The coalition of more than a dozen Latin American countries and Canada was established in 2017 to coordinate efforts to restore the rule of law and democracy in Venezuela. Delegates from seven European countries, including the EU, also participated in the Ottawa meetings.
The outcome of the meeting is a 17-item declaration reiterating support for head of Venezuela’s congress Juan Guaidó as the lawful interim president of the country and the need to alleviate the humanitarian crisis for the Venezuelan people.
Canadian Foreign Affairs Minister Chrystia Freeland singled out the final item of the declaration on “support for a process of peaceful transition through political and diplomatic means without use of force.”
In an example of the difference between democracy and authoritarianism, protestors entered the auditorium and interrupted Freeland, screaming “Hands off Venezuela!” She remarked that protestors enjoy the freedom to protest in Canada but wouldn’t in Venezuela.

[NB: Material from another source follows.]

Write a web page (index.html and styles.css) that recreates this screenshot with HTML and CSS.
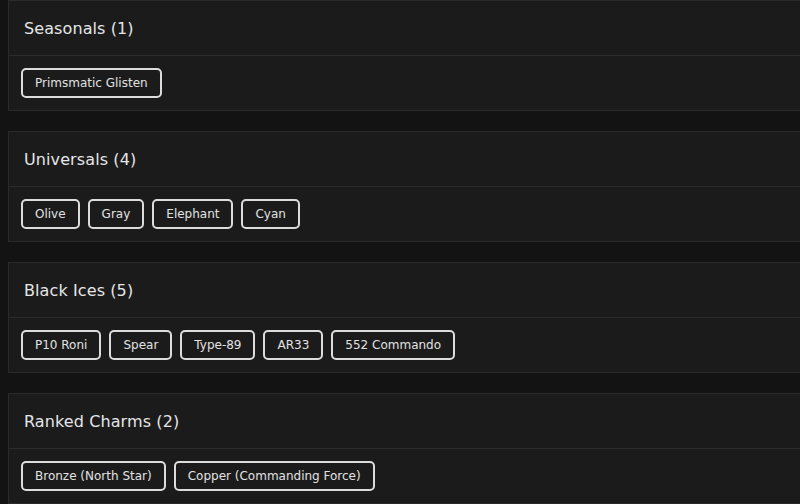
FILE: index.html
```html
<!DOCTYPE html>
<html>
<head>
<meta charset="utf-8">
<link rel="stylesheet" href="styles.css">
</head>
<body>
<div class="page">
  <section class="card">
    <div class="card-head"><h2 class="card-title">Seasonals (1)</h2></div>
    <div class="card-body">
      <span class="tag">Primsmatic Glisten</span>
    </div>
  </section>
  <section class="card">
    <div class="card-head"><h2 class="card-title">Universals (4)</h2></div>
    <div class="card-body">
      <span class="tag">Olive</span>
      <span class="tag">Gray</span>
      <span class="tag">Elephant</span>
      <span class="tag">Cyan</span>
    </div>
  </section>
  <section class="card">
    <div class="card-head"><h2 class="card-title">Black Ices (5)</h2></div>
    <div class="card-body">
      <span class="tag">P10 Roni</span>
      <span class="tag">Spear</span>
      <span class="tag">Type-89</span>
      <span class="tag">AR33</span>
      <span class="tag">552 Commando</span>
    </div>
  </section>
  <section class="card">
    <div class="card-head"><h2 class="card-title">Ranked Charms (2)</h2></div>
    <div class="card-body">
      <span class="tag">Bronze (North Star)</span>
      <span class="tag">Copper (Commanding Force)</span>
    </div>
  </section>
</div>
</body>
</html>
```

FILE: styles.css
```css
html, body {
  margin: 0;
  padding: 0;
  background: #131313;
  overflow: hidden;
}
body {
  font-family: "DejaVu Sans", "Open Sans", sans-serif;
  color: #e4e4e4;
}
.page {
  display: flex;
  flex-direction: column;
  gap: 20px;
  padding-left: 8px;
  width: 820px;
}
.card {
  background: #1b1b1b;
  border: 1px solid #2a2a2a;
}
.card-head {
  height: 54px;
  display: flex;
  align-items: center;
  padding: 0 15px;
  border-bottom: 1px solid #2c2c2c;
}
.card-title {
  margin: 0;
  font-size: 16px;
  font-weight: 500;
  color: #e6e6e6;
  letter-spacing: 0.1px;
}
.card-body {
  display: flex;
  gap: 8px;
  padding: 12px;
}
.tag {
  box-sizing: border-box;
  height: 30px;
  display: inline-flex;
  align-items: center;
  padding: 0 12px;
  border: 2px solid #dcdcdc;
  border-radius: 5px;
  font-size: 12px;
  color: #e2e2e2;
}
```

“The protestors are a demonstration of Canadian democracy and I am proud of that,” she said.
On Jan. 23, the Lima Group recognized Guaidó, president of the National Assembly, as interim president of Venezuela. The National Assembly is recognized by many countries as the only legitimate democratically elected body in Venezuela.
Several nations around the world, including the United States, have also condemned the Maduro regime and lent support to Guaidó’s interim leadership claim under the Venezuelan constitution. Freeland said 34 countries have now recognized Guaidó as Venezuela’s interim president.

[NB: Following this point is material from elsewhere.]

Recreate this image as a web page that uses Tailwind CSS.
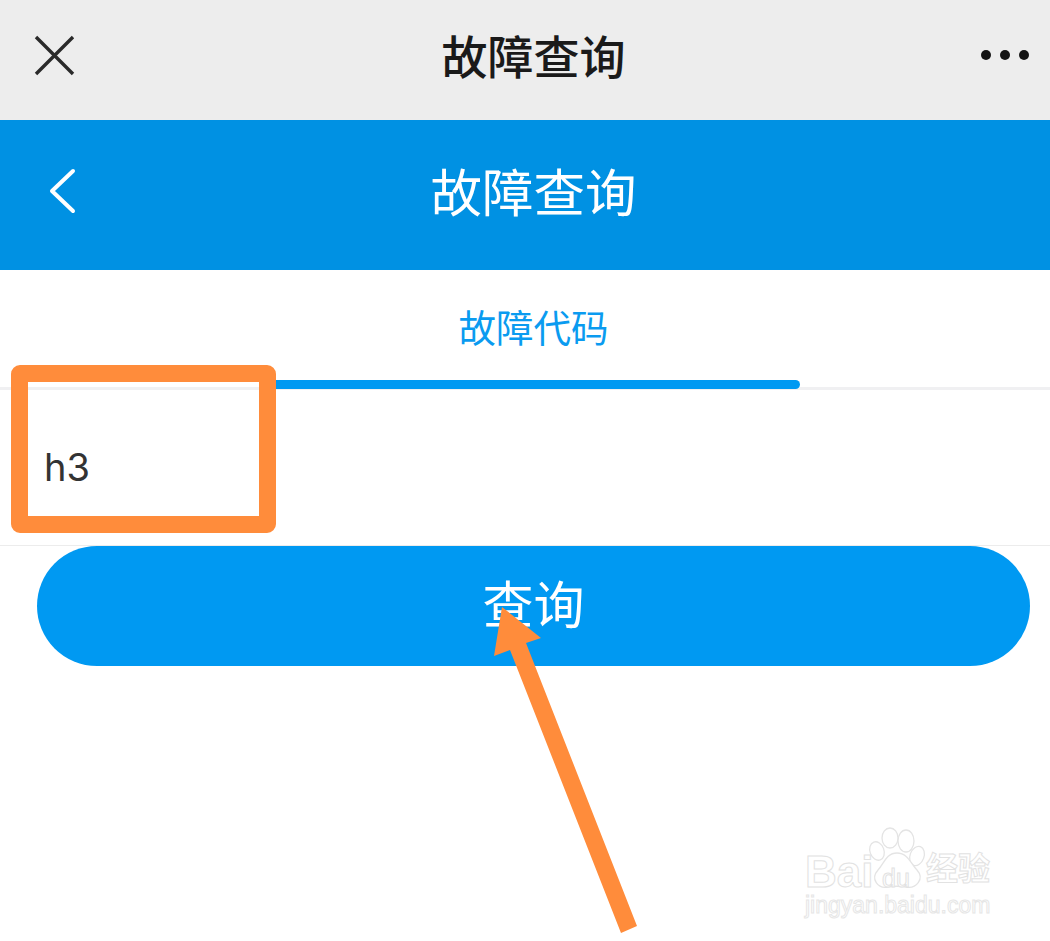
<!DOCTYPE html>
<html lang="zh-CN">
<head>
    <meta charset="UTF-8">
    <meta name="viewport" content="width=device-width, initial-scale=1.0">
    <title>故障查询</title>
    <script src="https://cdn.jsdelivr.net/npm/@tailwindcss/browser@4"></script>
</head>
<body class="bg-white font-['Roboto','Noto_Sans_CJK_SC',sans-serif]">
    <div class="relative w-[1050px] h-[941px] overflow-hidden">
        <!-- wechat bar -->
        <div class="relative flex items-center justify-center h-[120px] pl-[17px] bg-[#ededed]">
            <svg class="absolute left-[34px] top-[35px] w-[41px] h-[41px]" viewBox="0 0 41 41"><path d="M2 2 L39 39 M39 2 L2 39" stroke="#2a2a2a" stroke-width="3.4" fill="none"/></svg>
            <h1 class="text-[46px] font-medium text-[#1a1a1a] leading-none mt-[-4px]">故障查询</h1>
            <div class="absolute right-[21px] top-[50px] flex gap-[9px]">
                <span class="w-[10px] h-[10px] rounded-full bg-[#151515]"></span>
                <span class="w-[10px] h-[10px] rounded-full bg-[#151515]"></span>
                <span class="w-[10px] h-[10px] rounded-full bg-[#151515]"></span>
            </div>
        </div>
        <!-- page header -->
        <div class="relative flex items-center justify-center h-[150px] pl-[17px] bg-[#0091e3]">
            <svg class="absolute left-[48px] top-[48px] w-[28px] h-[46px]" viewBox="0 0 28 46"><path d="M25 3 L4 23 L25 43" stroke="#fff" stroke-width="4" stroke-linecap="round" stroke-linejoin="round" fill="none"/></svg>
            <h2 class="text-[51.5px] text-white leading-none mt-[-1px]">故障查询</h2>
        </div>
        <!-- tab -->
        <div class="relative flex justify-center h-[120px] pl-[17px] border-b-[3px] border-[#f0f0f2]">
            <span class="text-[37.5px] text-[#0a9bf0] leading-none mt-[41px]">故障代码</span>
            <div class="absolute left-[268px] top-[110px] w-[532px] h-[9px] rounded-full bg-[#0099f2]"></div>
        </div>
        <!-- input row -->
        <div class="flex items-center h-[156px] pl-[44px] border-b border-[#ececec]">
            <span class="text-[38px] font-['Inter',sans-serif] font-normal text-[#333] leading-none mt-[-2px]">h3</span>
        </div>
        <!-- button -->
        <div class="pl-[37px]">
            <button class="flex items-center justify-center w-[993px] h-[120px] rounded-full bg-[#0099f2] text-[51px] text-white leading-none">查询</button>
        </div>

        <!-- orange annotations -->
        <div class="absolute left-[11px] top-[365px] w-[265px] h-[168px] border-[17px] border-[#ff8c3b] rounded-[9px]"></div>
        <svg class="absolute inset-0 w-[1050px] h-[941px]" viewBox="0 0 1050 941">
            <polygon fill="#ff8c3b" points="502,607 541,638 526,643 637,926 621,933 510,650 494,656"/>
        </svg>

        <!-- watermark -->
        <div class="absolute left-[780px] top-[810px] w-[270px] h-[131px] text-white">
            <svg class="absolute left-0 top-0 w-[270px] h-[131px]" viewBox="0 0 270 131" fill="#fff" stroke="#e4e4e4" stroke-width="1.3">
                <ellipse cx="97" cy="41" rx="7" ry="9.5" transform="rotate(-20 97 41)"/>
                <ellipse cx="110" cy="28" rx="8" ry="10"/>
                <ellipse cx="126" cy="31" rx="8" ry="11"/>
                <ellipse cx="137" cy="46" rx="7" ry="10" transform="rotate(20 137 46)"/>
                <path d="M117 43 C128 43 131 54 137 60 C145 69 136 79 126 77 C120 76 114 76 108 77 C98 79 90 69 98 60 C104 54 106 43 117 43 Z"/>
            </svg>
            <div class="absolute left-[25px] top-[40px] text-[44px] font-bold leading-none font-['Liberation_Sans',sans-serif] [-webkit-text-stroke:1px_#e2e2e2]">Bai</div>
            <div class="absolute left-[102px] top-[56px] text-[25px] leading-none font-['Liberation_Sans',sans-serif] [-webkit-text-stroke:1px_#e2e2e2]">du</div>
            <div class="absolute left-[146px] top-[43px] text-[32px] font-bold leading-none [-webkit-text-stroke:1px_#e2e2e2]">经验</div>
            <div class="absolute left-[25px] top-[84px] text-[23px] leading-none whitespace-nowrap font-['Liberation_Sans',sans-serif] [-webkit-text-stroke:1px_#e6e6e6]">jingyan.baidu.com</div>
        </div>
    </div>
</body>
</html>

The Lima Group called on the international community to take steps preventing Maduro from conducting financial and trade transactions abroad, and from having access to the country’s international assets.
Since 2015, more than 3 million Venezuelans have been forced to flee the country to find food, shelter, and health care.
On the day of the summit, Canada announced $40 million (C$53 million) in aid to Venezuelans. The total aid Canada has now contributed stands at over $42 million.
“The bulk of the funds will go to trusted partners and neighboring countries to help them support Venezuela and Venezuelans,” Canadian Prime Minister Justin Trudeau said prior to the start of the meeting.
The development and humanitarian aid includes assistance for Peruvian and Colombian governments affected by the Venezuelan migration. The funds will be used for skills training, education, and refugee support.
Trudeau spoke personally with Guaidó on Feb. 3 and congratulated him for his courage. Both continue to push for fair and free elections and a return to democracy. Thousands in Venezuela are pushing for change in street protests.
“In spite of the repression and the violence, people in Venezuela have gone out to the streets to support President Guaidó and to reject the illegitimate regime of Nicolas Maduro,” said Peru’s minister of foreign affairs, Nestor Francisco Popolizio Bardales.
The Maduro socialist regime is supported by Russia, China, Iran, and Turkey. And even within Canada, the socialist ideology has pockets of strength. Canada’s largest union—the Canadian Union of Public Employees (CUPE)— said in a Jan. 25 statement: “Given the history of U.S. involvement in the region, the actions of Guaidó have all the signs of a coup d’État. We warn Prime Minister Justin Trudeau against playing any role in bringing about regime change in another country.”
But the signs of trouble in Venezuela are too difficult to ignore. The state-owned oil firm PDVSA has been akin to a personal piggy-bank for Maduro. It is the target of sanctions from U.S. President Donald Trump.
Venezuela was once South America’s wealthiest country, but critics say Maduro’s socialism has brought corruption, famine, and inflation.
“Maduro and his socialism are entirely self-discrediting. If anyone believes that his management of the economy is in any way an example of how to go about it, then they need their heads examined,” said Alan Duncan, UK minister responsible for the Americas and Europe. “We need to see an improvement in the lives of ordinary Venezuelans.”
Freeland also reiterated that last September Canada, along with Argentina, Chile, Colombia, Paraguay, and Peru, asked the International Criminal Court (ICC) to investigate the Maduro regime for alleged crimes against humanity, including torture, murder, rape, and forced disappearances.
“The damage done to Venezuela’s economy and people is enormous,” said Freeland, prior to the meetings. “It will take years to recover. … It will require an unwavering commitment from us all.”
Freeland noted that Canada has imposed targeted sanctions against 70 Maduro officials for corruption and gross violations of human rights. The most recent sanctions are pursuant to the Magnitsky Act and include travel bans and the freezing of assets.
U.S. Secretary of State Mike Pompeo also took part in the summit via videoconference. The United States is an observer of the Lima Group.
Mexico, led by the leftist Andrés Manuel López Obrador, did not have any representatives attend in Ottawa.
Leader of the Primero Justicio Party of Venezuela, Julio Borges, was his country’s on-site representative and was welcomed as Venezuela’s Guaidó-led opposition became a full member of the Lima Group.